A hubbub broke out on social media over the weekend, when Almaty residents awoke to find that tall elms and oaks that provided shade during the sultry summer along a central thoroughfare had been cut down. Meanwhile, a branch of the Sulpak electronics chain, which was previously obscured by the trees, can now be seen clearly.
Citizens posted photos of the despoiled street on social media, demanding among other things that whoever was responsible be punished. One commenter hyperbolically likened the destruction to the surprise Nazi invasion of the Soviet Union in 1941.
"[They acted] at 4 a.m. in the morning, treacherously, without any declaration of war," he wrote, alluding to the fact that the tree-choppers did their work at a time when any objectors would likely be asleep.
Sulpak, meanwhile, tried to ignore the fuss, but it eventually issued a statement to say it had nothing to do with what happened and that it condemned the "illegal" action.
But the environmental enforcement agency for Almaty city hall undermined that denial on November 23, when it reported that the trees had been cut down by contractors employed by Sulpak. The contractors were reportedly fined around $320 for making a noise at night and failing to clean up the space in a timely fashion.
Everybody involved must have hoped the furor would end with that, but such was the clamor that this incident reached President Kassym-Jomart Tokayev's ears.
As distressing as any wanton damage to the environment might be, it is curious that a head of state should choose to get involved. But Tokayev's decision to wade into the controversy may be read as an attempt to bolster his claims to being a listening leader - an important theme as the January parliamentary elections loom.
Action was quick to follow.

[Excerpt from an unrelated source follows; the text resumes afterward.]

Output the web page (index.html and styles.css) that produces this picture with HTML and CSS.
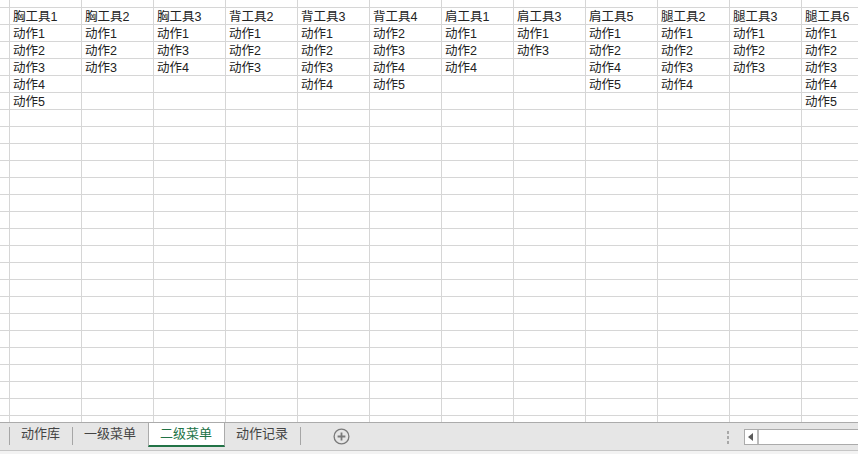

Prosecutors on November 24 announced that they were initiating a probe into the illegal felling.
Environmental issues have long been a concern for residents of Almaty nostalgic for a time, under the Soviet Union, when the city center teemed with greenery and trees bulging with fruit. In the chaos of early independence, however, lax enforcement and the depredations of unprincipled developers robbed Almaty of much of that natural beauty. Entire orchards were razed to make way for elite residences, and smog would come to replace the city's once-clean air.
According to the World Health Organization, the concentration of PM2.5 particles in Almaty's atmosphere exceeds their recommended limits sevenfold, a fact that has given rise to a proliferation of respiratory conditions and allergies.
By demonstrating that he is aware of these quality of life questions, Tokayev is intent on showing he is in touch with the concerns of the people.